Partial Service Degradation Due to Upstream Provider Outage

Incident Report for Blitzz

Postmortem

What happened

On October 20, 2025, Amazon Web Services (AWS) experienced a major outage in its US-EAST-1 region. The incident began with “increased error rates and latencies for multiple AWS services” in that region.

Because our platform and video-services infrastructure rely on AWS regions including US-EAST-1, we observed degraded performance and partial service disruption even though we operate redundant, multi-region deployments.

Root cause

AWS attributed the outage to issues originating within the EC2 internal network in US-EAST-1, specifically “significant error rates for requests made to the DynamoDB endpoint” in that region.

Because many AWS services depend on that foundational component, the failure cascaded beyond a single Availability Zone and impacted broader service connectivity.

Mitigation & recovery

  • Our monitoring detected elevated error rates and latency immediately upon onset.
  • We continued to operate our multi-region system and failover paths, though some dependencies routed through US-EAST-1 were affected until AWS restored normal operation.
  • We informed our users of the partial degradation and provided status updates as recovery progressed.
  • We confirmed return to full operations once AWS declared service normalisation and our metrics returned to expected levels.

Lessons learned & next steps

  1. Enhance visibility into provider-side incident indicators (e.g., upstream region health, dependency mappings) so we can adapt routing more proactively.
  2. Investigate additional fallback mechanisms for critical dependencies that may still route through a primary region (even in multi-region setups).
  3. Refine our customer communications for provider-outage scenarios, including clearer timelines, impact descriptions, and reassurance of our multi-region posture.

Summary

Although Blitzz is architected with multi-region redundancy and video routing across regions, the AWS US-EAST-1 incident on October 20 disrupted services due to a foundational failure in AWS infrastructure. Services have since been fully restored. We are reviewing and enhancing our resilience further to minimise risk from upstream provider outages in the future.

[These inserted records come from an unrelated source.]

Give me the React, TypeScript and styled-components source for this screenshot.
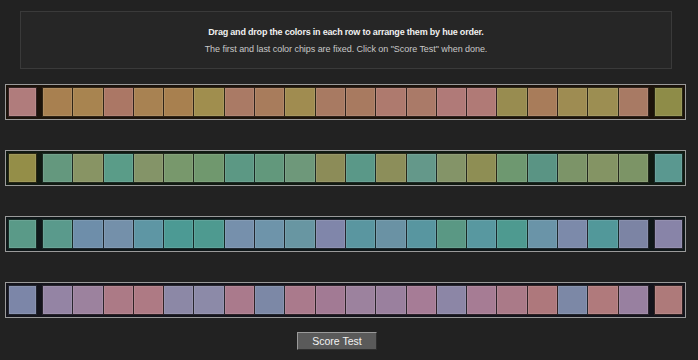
import React from "react";
import styled, { createGlobalStyle } from "styled-components";

const GlobalStyle = createGlobalStyle`
  html, body {
    margin: 0;
    padding: 0;
    background: #222222;
  }
  body {
    font-family: "Liberation Sans", Arial, sans-serif;
  }
`;

const rows: { tint: string; chips: string[] }[] = [
  {
    tint: "#1c130b",
    chips: [
      "#b07c7c", "#a88050", "#a88450", "#ab7765", "#a88252", "#a8804f",
      "#a08e4e", "#aa7a65", "#a87c5c", "#a08c50", "#a87a62", "#a87a60",
      "#ae7a6e", "#aa7a68", "#b07a78", "#b07a76", "#988c50", "#a87c5a",
      "#9e8c52", "#9c8e52", "#a87a64", "#8e8c48",
    ],
  },
  {
    tint: "#111a12",
    chips: [
      "#948e48", "#64987e", "#889464", "#5a9c88", "#849468", "#78986c",
      "#70986e", "#5c9884", "#62987c", "#6e987a", "#8c8c58", "#5a9888",
      "#8c8e5a", "#64988a", "#849468", "#8e8e54", "#6e9870", "#5a9484",
      "#7c9468", "#849464", "#7c9466", "#5a9890",
    ],
  },
  {
    tint: "#10181a",
    chips: [
      "#5a9a88", "#5a9a8c", "#6e8eaa", "#7490aa", "#5e96a4", "#4c9a94",
      "#4e9a90", "#7690ac", "#6e94aa", "#6896a2", "#8086aa", "#5a96a0",
      "#6a92a4", "#5896a0", "#5a9884", "#5898a0", "#4e9a90", "#6a94a8",
      "#7c8aaa", "#52989a", "#7c84a4", "#8884a8",
    ],
  },
  {
    tint: "#14141c",
    chips: [
      "#7c86a8", "#9484a4", "#9c829e", "#ac7a86", "#ae7a84", "#8c88a6",
      "#8c8aa8", "#aa7a8c", "#7c88a6", "#aa7a8c", "#a27a94", "#9c829e",
      "#9a809e", "#a67c96", "#8c86a6", "#a67c94", "#aa7a88", "#ae787c",
      "#7c88a6", "#b07a7c", "#9880a0", "#ae7a7a",
    ],
  },
];

const Page = styled.div`
  width: 691px;
  padding-top: 11px;
  display: flex;
  flex-direction: column;
  align-items: center;
`;

const Instructions = styled.div`
  width: 650px;
  height: 41px;
  margin-left: 1px;
  padding-top: 15px;
  border: 1px solid #3a3a3a;
  background: #262626;
  display: flex;
  flex-direction: column;
  align-items: center;
`;

const Lead = styled.div`
  font-size: 9px;
  font-weight: bold;
  letter-spacing: -0.2px;
  color: #f0f0f0;
  line-height: 11px;
`;

const Note = styled.div`
  font-size: 9px;
  letter-spacing: -0.05px;
  color: #c8c8c8;
  line-height: 11px;
  margin-top: 6px;
`;

const Rows = styled.div`
  margin-top: 15px;
  display: flex;
  flex-direction: column;
  gap: 30px;
`;

const Tray = styled.div<{ $tint: string }>`
  width: 675px;
  height: 30px;
  padding: 2px;
  border: 1px solid #9a9a9a;
  background: ${(p) => p.$tint};
  display: flex;
  gap: 5px;
`;

const Strip = styled.div`
  flex: 1;
  display: flex;
`;

const Chip = styled.div<{ $color: string; $fixed?: boolean }>`
  box-sizing: border-box;
  height: 30px;
  ${(p) => (p.$fixed ? "width: 29px;" : "flex: 1;")}
  background: ${(p) => p.$color};
  border: 1px solid rgba(0, 0, 0, 0.72);
  box-shadow: inset 0 0 0 1px rgba(255, 255, 255, 0.1);

  & + & {
    border-left: 0;
  }
`;

const ScoreButton = styled.button`
  align-self: flex-start;
  margin: 14px 0 0 297px;
  width: 80px;
  height: 18px;
  padding: 0;
  background: #5a5a5a;
  border: 1px solid;
  border-color: #9a9a9a #2e2e2e #2e2e2e #9a9a9a;
  color: #f2f2f2;
  font-family: "Liberation Sans", Arial, sans-serif;
  font-size: 10.5px;
  line-height: 16px;
  cursor: pointer;
`;

export default function App() {
  return (
    <>
      <GlobalStyle />
      <Page>
        <Instructions>
          <Lead>Drag and drop the colors in each row to arrange them by hue order.</Lead>
          <Note>The first and last color chips are fixed. Click on "Score Test" when done.</Note>
        </Instructions>
        <Rows>
          {rows.map((row, r) => {
            const first = row.chips[0];
            const last = row.chips[row.chips.length - 1];
            const middle = row.chips.slice(1, -1);
            return (
              <Tray key={r} $tint={row.tint}>
                <Chip $color={first} $fixed />
                <Strip>
                  {middle.map((c, i) => (
                    <Chip key={i} $color={c} />
                  ))}
                </Strip>
                <Chip $color={last} $fixed />
              </Tray>
            );
          })}
        </Rows>
        <ScoreButton>Score Test</ScoreButton>
      </Page>
    </>
  );
}
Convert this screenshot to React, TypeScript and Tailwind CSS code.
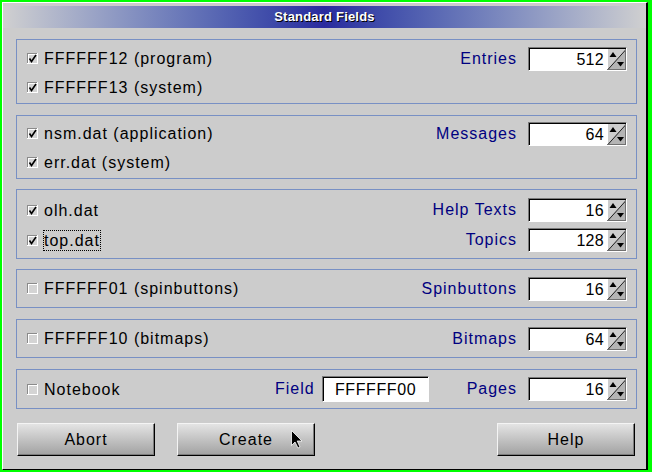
import React from 'react';

const font = "font-['Liberation_Sans',Arial,sans-serif]";

const CheckBox: React.FC<{ checked: boolean }> = ({ checked }) => (
  <svg width="11" height="11" viewBox="0 0 11 11" className="shrink-0">
    <rect x="0" y="0" width="11" height="11" fill="#ffffff" />
    <rect x="0" y="0" width="10" height="10" fill="#8a8a8a" />
    <rect x="1" y="1" width="9" height="9" fill="#d4d4d4" />
    <rect x="1" y="1" width="9" height="1" fill="#ffffff" />
    <rect x="1" y="1" width="1" height="9" fill="#ffffff" />
    {checked && <path d="M2.5 5.5 L4.5 8.5 L9 2" stroke="#000" strokeWidth="1.6" fill="none" />}
  </svg>
);

const Check: React.FC<{ checked: boolean; focus?: boolean; children: React.ReactNode }> = ({ checked, focus, children }) => (
  <div className="flex items-center gap-[6px]">
    <CheckBox checked={checked} />
    <span className={'leading-[19px] ' + (focus ? 'outline-1 outline-dotted outline-black' : '')}>{children}</span>
  </div>
);

const SpinButton = () => (
  <svg width="19" height="21" viewBox="0 0 19 21" className="shrink-0">
    <rect x="0" y="0" width="19" height="21" fill="#b4b4b4" />
    <path d="M0 0 H19 L0 21 Z" fill="#cdcdcd" />
    <line x1="0.5" y1="21" x2="19" y2="0.5" stroke="#202020" strokeWidth="1" />
    <rect x="0" y="0" width="1" height="21" fill="#ffffff" />
    <rect x="18" y="0" width="1" height="21" fill="#707070" />
    <rect x="0" y="20" width="19" height="1" fill="#707070" />
    <path d="M2.5 8 L6 3 L9.5 8 Z" fill="#000" />
    <path d="M10 13 L17 13 L13.5 17.5 Z" fill="#000" />
  </svg>
);

const SpinField: React.FC<{ value: string }> = ({ value }) => (
  <div className="flex h-[24px] w-[99px] border border-t-[#7a7a7a] border-l-[#7a7a7a] border-b-white border-r-white">
    <div className="flex flex-1 border-t border-l border-black bg-white">
      <span className="flex-1 text-right pr-[3px] leading-[21px] tracking-[0.3px]">{value}</span>
      <SpinButton />
    </div>
  </div>
);

const Labeled: React.FC<{ label: string; value: string }> = ({ label, value }) => (
  <div className="flex items-center gap-[11px]">
    <span className="text-[#000080]">{label}</span>
    <SpinField value={value} />
  </div>
);

const Row: React.FC<{ h: string; left?: React.ReactNode; right?: React.ReactNode }> = ({ h, left, right }) => (
  <div className={`flex items-center justify-between pl-[10px] pr-[9px] ${h}`}>
    <div>{left}</div>
    <div>{right}</div>
  </div>
);

const Box: React.FC<{ className: string; children: React.ReactNode }> = ({ className, children }) => (
  <div className={`ml-[13px] w-[621px] border border-[#7890c4] ${className}`}>{children}</div>
);

const Button: React.FC<{ label: string; className?: string; children?: React.ReactNode }> = ({ label, className, children }) => (
  <div
    className={`relative flex h-[33px] w-[138px] items-center justify-center border border-t-[#f4f4f4] border-l-[#f4f4f4] border-b-black border-r-black bg-linear-to-b from-[#e4e4e4] to-[#a2a2a2] shadow-[inset_-1px_-1px_0_#7c7c7c] ${className ?? ''}`}
  >
    <span>{label}</span>
    {children}
  </div>
);

export default function App() {
  return (
    <div className={`h-[472px] w-[652px] bg-[#00ff00] pl-[2px] pt-[2px] text-[16px] tracking-[1px] text-black ${font}`}>
      <div className="h-[468px] w-[646px] border-l border-t border-r-2 border-b border-l-white border-t-white border-r-black border-b-black bg-[#cccccc]">
        <div className="mt-[3px] flex h-[22px] items-center justify-center bg-linear-to-r from-[#d0d0d0] via-[#2a2a9e] to-[#d0d0d0]">
          <span className="text-[13px] font-bold tracking-[0.2px] text-white [text-shadow:1px_1px_0_#000]">Standard Fields</span>
        </div>

        <Box className="mt-[11px] h-[65px] pt-[4px]">
          <Row h="h-[29px]" left={<Check checked>FFFFFF12 (program)</Check>} right={<Labeled label="Entries" value="512" />} />
          <Row h="h-[29px]" left={<Check checked>FFFFFF13 (system)</Check>} />
        </Box>

        <Box className="mt-[11px] h-[64px] pt-[3px]">
          <Row h="h-[29px]" left={<Check checked>nsm.dat (application)</Check>} right={<Labeled label="Messages" value="64" />} />
          <Row h="h-[29px]" left={<Check checked>err.dat (system)</Check>} />
        </Box>

        <Box className="mt-[10px] h-[70px] pt-[5px]">
          <Row h="h-[30px]" left={<Check checked>olh.dat</Check>} right={<Labeled label="Help Texts" value="16" />} />
          <Row h="h-[30px]" left={<Check checked focus>top.dat</Check>} right={<Labeled label="Topics" value="128" />} />
        </Box>

        <Box className="mt-[10px] flex h-[39px] flex-col justify-center">
          <Row h="h-[29px]" left={<Check checked={false}>FFFFFF01 (spinbuttons)</Check>} right={<Labeled label="Spinbuttons" value="16" />} />
        </Box>

        <Box className="mt-[11px] flex h-[39px] flex-col justify-center">
          <Row h="h-[29px]" left={<Check checked={false}>FFFFFF10 (bitmaps)</Check>} right={<Labeled label="Bitmaps" value="64" />} />
        </Box>

        <Box className="mt-[11px] flex h-[40px] flex-col justify-center">
          <Row
            h="h-[29px]"
            left={<Check checked={false}>Notebook</Check>}
            right={
              <div className="flex items-center">
                <span className="text-[#000080]">Field</span>
                <div className="ml-[7px] flex h-[26px] w-[107px] border border-t-[#7a7a7a] border-l-[#7a7a7a] border-b-white border-r-white">
                  <div className="flex flex-1 items-center justify-center border-t border-l border-black bg-white tracking-[0.6px]">
                    FFFFFF00
                  </div>
                </div>
                <div className="ml-[38px]">
                  <Labeled label="Pages" value="16" />
                </div>
              </div>
            }
          />
        </Box>

        <div className="mt-[14px] ml-[14px] flex w-[618px]">
          <Button label="Abort" />
          <Button label="Create" className="ml-[22px]">
            <svg width="12" height="19" viewBox="0 0 12 19" className="absolute left-[113px] top-[6px]">
              <path d="M0.5 0.5 L0.5 15.5 L4 12 L7 18 L9 17 L6.2 11 L11 11 Z" fill="#000" stroke="#fff" strokeWidth="0.8" />
            </svg>
          </Button>
          <div className="flex-1" />
          <Button label="Help" />
        </div>
      </div>
    </div>
  );
}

Posted Oct 22, 2025 - 06:39 PDT

Resolved

Starting around 12:11am PST on Monday, October 20, 2025, we experienced a partial degradation of several core services on the Blitzz platform. This was caused by an operational issue with our upstream provider, Amazon Web Services (AWS), specifically impacting their US-EAST-1 region.

The outage affected multiple AWS services and had a downstream impact on our video infrastructure, leading to intermittent connection failures, session drops, and elevated error rates for live video and related features.

While AWS resolved the core issue later that afternoon, some residual effects — such as increased latency and slower load times — persisted for a short period until full recovery was confirmed.

All systems have since returned to normal operation, and we continue to monitor performance across all regions.
Posted Oct 20, 2025 - 00:00 PDT